Читать ««У Геркулесовых столбов...». Моя кругосветная жизнь» онлайн - страница 235

Александр Моисеевич Городницкий

В наше время самые великие открытия происходят на стыке наук. Натан Эйдельман совершил свои открытия на стыке науки и искусства. Он был по-пушкински щедр на сюжеты и обладал удивительным бесстрашием исследователя. Подобно тому, как поэт открывает в обыденности окружающего мира удивительные, невидимые прежде черты, он делал удивительные находки в рукописях и материалах, уже, казалось бы, изученных до этого. Огромная заслуга Эйдельмана состоит в том, что он сделал историю предметом литературы, вынес ее на открытую аудиторию…

Главной же любовью Эйдельмана был и оставался Пушкин. И не только книга «Пушкин и декабристы» и другие, посвященные Пушкину непосредственно: писал ли он о Михаиле Лунине, Иване Ивановиче Пущине, Сергее Муравьеве-Апостоле или Герцене, все эти (и многие другие) книги освещал, подобно солнцу, постоянный свет пушкинского присутствия. Судьба Пушкина, его стихи были как бы главной несущей конструкцией описываемой эпохи, началом координат. Тоник любил говорить, что, как это ни кажется парадоксальным, чем более мы удаляемся от эпохи, тем точнее ее история. Что мы знаем историю Древнего мира лучше, чем Плутарх, который во многом ошибался. Что мы знаем сейчас о Пушкине гораздо больше, чем он сам. Например, Пушкин не знал, кто за ним следил, а мы знаем. Пушкин не знал, что его прямым предком был знаменитый воевода Александра Невского Гаврила Олексич, а мы знаем.
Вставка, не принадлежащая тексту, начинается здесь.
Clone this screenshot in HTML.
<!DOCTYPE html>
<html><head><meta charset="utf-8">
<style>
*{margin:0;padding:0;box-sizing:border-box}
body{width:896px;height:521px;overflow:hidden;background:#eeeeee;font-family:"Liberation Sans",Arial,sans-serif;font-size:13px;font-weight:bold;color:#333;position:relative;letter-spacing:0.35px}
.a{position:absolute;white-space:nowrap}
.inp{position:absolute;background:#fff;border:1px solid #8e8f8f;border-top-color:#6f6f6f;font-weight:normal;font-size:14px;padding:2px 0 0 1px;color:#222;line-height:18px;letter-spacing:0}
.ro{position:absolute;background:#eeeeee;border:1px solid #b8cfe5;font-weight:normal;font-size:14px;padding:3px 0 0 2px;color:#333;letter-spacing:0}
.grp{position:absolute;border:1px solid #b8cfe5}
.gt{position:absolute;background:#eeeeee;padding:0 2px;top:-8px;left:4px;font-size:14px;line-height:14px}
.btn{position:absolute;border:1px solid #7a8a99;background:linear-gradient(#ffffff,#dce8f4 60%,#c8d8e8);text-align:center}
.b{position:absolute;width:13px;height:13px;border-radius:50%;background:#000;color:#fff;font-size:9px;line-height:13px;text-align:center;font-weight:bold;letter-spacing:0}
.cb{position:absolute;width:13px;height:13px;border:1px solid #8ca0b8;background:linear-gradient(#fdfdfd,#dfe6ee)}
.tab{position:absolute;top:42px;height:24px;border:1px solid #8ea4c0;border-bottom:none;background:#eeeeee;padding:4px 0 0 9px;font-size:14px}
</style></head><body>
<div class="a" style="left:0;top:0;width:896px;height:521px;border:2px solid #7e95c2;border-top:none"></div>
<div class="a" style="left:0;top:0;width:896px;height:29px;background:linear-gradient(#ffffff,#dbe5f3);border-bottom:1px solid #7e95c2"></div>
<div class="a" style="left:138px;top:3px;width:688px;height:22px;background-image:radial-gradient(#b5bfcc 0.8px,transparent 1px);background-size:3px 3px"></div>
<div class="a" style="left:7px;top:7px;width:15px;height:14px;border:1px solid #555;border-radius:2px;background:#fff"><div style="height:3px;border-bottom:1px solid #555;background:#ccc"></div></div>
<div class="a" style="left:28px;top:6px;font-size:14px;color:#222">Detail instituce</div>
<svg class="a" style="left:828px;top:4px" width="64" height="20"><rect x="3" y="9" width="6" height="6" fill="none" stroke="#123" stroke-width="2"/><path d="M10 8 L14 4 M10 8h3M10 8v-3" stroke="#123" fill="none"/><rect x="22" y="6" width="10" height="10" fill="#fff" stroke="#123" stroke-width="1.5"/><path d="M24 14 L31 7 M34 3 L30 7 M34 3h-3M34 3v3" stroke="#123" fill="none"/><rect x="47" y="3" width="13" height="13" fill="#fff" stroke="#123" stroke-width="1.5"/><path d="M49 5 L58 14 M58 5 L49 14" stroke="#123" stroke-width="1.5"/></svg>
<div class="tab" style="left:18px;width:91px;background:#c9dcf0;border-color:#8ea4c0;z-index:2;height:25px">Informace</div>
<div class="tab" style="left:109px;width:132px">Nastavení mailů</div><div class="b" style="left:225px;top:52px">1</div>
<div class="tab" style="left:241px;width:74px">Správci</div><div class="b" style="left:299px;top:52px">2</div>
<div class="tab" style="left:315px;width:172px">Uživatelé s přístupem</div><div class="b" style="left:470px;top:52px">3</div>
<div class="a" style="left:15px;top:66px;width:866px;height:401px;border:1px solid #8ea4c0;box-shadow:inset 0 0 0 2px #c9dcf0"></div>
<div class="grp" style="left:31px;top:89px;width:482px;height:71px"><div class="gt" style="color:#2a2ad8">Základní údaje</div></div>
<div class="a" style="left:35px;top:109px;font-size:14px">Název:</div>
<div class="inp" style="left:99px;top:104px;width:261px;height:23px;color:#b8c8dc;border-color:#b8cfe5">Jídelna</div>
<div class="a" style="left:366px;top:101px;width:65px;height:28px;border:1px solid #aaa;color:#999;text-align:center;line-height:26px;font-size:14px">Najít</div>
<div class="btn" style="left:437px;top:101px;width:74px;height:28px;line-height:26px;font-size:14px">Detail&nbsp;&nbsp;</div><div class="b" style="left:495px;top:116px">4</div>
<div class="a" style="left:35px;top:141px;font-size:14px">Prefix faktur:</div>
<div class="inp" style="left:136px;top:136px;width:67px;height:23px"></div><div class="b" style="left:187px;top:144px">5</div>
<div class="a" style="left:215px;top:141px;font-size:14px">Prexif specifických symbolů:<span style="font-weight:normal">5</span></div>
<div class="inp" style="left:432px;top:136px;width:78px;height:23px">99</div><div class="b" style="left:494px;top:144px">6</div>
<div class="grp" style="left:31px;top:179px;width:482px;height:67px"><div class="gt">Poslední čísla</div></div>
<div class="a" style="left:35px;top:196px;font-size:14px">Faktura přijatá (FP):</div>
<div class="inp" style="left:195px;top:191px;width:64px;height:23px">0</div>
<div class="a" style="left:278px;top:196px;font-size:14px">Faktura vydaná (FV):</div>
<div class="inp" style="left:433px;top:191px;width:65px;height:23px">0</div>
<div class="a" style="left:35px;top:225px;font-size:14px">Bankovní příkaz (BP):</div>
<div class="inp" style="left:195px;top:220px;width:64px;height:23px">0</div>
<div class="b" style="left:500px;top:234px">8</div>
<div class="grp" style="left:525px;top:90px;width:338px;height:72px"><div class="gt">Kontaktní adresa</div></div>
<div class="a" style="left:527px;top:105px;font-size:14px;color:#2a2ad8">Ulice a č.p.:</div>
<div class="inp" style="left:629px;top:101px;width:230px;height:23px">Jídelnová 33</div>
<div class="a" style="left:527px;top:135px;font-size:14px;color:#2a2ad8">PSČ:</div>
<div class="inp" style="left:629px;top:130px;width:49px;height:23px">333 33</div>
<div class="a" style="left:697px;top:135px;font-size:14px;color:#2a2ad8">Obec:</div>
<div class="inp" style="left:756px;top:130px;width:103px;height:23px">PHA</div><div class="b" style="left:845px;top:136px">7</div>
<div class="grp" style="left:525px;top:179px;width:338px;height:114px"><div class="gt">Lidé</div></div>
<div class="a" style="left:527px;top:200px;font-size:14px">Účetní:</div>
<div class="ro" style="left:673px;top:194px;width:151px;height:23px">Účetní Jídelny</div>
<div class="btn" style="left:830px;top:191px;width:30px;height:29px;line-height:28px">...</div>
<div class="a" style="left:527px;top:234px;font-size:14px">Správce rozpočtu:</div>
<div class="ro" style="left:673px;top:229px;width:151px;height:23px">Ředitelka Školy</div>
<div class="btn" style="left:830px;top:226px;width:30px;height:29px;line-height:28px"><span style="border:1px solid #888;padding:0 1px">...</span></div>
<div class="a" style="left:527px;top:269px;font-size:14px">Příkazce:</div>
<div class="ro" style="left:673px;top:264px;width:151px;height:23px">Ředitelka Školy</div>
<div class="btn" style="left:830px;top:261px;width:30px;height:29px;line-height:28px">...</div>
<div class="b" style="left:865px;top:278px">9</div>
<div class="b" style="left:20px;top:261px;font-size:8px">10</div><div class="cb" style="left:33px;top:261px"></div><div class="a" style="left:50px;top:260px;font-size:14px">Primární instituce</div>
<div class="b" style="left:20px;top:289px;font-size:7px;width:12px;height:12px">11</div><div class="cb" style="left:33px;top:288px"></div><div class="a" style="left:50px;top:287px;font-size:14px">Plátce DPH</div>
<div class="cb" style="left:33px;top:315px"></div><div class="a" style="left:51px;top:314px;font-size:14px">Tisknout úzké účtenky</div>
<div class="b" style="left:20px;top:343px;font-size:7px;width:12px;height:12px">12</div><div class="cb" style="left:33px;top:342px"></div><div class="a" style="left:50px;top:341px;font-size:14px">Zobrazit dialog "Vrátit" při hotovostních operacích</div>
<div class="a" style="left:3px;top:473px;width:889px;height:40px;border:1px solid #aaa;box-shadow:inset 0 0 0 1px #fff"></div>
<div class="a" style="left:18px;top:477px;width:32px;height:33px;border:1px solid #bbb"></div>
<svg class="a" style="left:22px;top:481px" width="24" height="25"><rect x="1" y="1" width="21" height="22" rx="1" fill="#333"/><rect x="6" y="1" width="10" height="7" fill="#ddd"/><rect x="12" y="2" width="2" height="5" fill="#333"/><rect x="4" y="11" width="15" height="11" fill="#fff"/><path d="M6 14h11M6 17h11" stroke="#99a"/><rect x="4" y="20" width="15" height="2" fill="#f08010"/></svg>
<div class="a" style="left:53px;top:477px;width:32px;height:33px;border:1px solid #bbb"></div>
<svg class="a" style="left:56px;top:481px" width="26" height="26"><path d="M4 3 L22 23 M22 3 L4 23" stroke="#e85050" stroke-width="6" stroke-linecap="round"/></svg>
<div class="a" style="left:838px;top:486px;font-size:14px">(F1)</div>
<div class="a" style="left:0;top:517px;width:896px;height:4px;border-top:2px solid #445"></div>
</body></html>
И так далее.

Страстное пожизненное увлечение Эйдельмана Пушкиным было настолько сильным, что передалось его близким друзьям. Так, его одноклассник профессор физики Владимир Фридкин, выезжавший в служебные загранкомандировки во Францию и в Бельгию, провел настоящее исследование по зарубежным архивам и написал книгу «Пропавший дневник Пушкина». Он познакомился в Сульце с потомками Дантеса и надеялся получить от одного из нынешних Дантесов материалы из переписки Екатерины и Натальи Гончаровых, однако из этого ничего не вышло. «У меня не сложились отношения с Дантесом», – как-то пожаловался он мне. «Не огорчайся, – утешил я его, – у Пушкина они тоже не сложились».

Помню, как смеялся Тоник, когда я рассказал ему, что в моем родном Царском Селе, переименованном теперь в город Пушкин, в дни шестидесятилетия образования СССР поперек главной улицы Ленина красовался транспарант со строкой из Пушкина: «Друзья мои, прекрасен наш Союз!», в которой слово «Союз» начиналось с заглавной буквы.

Эрудиция Эйдельмана поистине была безграничной. Помню, как-то он сказал мне: «Вот, Саня, ты ленинградец. А ну-ка скажи мне, почему в последнем предсмертном стихотворении Блока, посвященном Пушкинскому Дому, есть такие строчки:

Потому в часы заката,Уходя в ночную тьму,С белой площади СенатаТихо кланяюсь ему?

Пушкинский Дом ведь стоит на Малой Неве и с Сенатской площади не виден». Я не мог ответить. «Вот так, – удовлетворенно поднял он палец, – не знаешь, конечно. А в том дело, что при Блоке литмузей и Пушкинский Дом помещались в главном здании Академии Наук на Неве, как раз напротив Сенатской».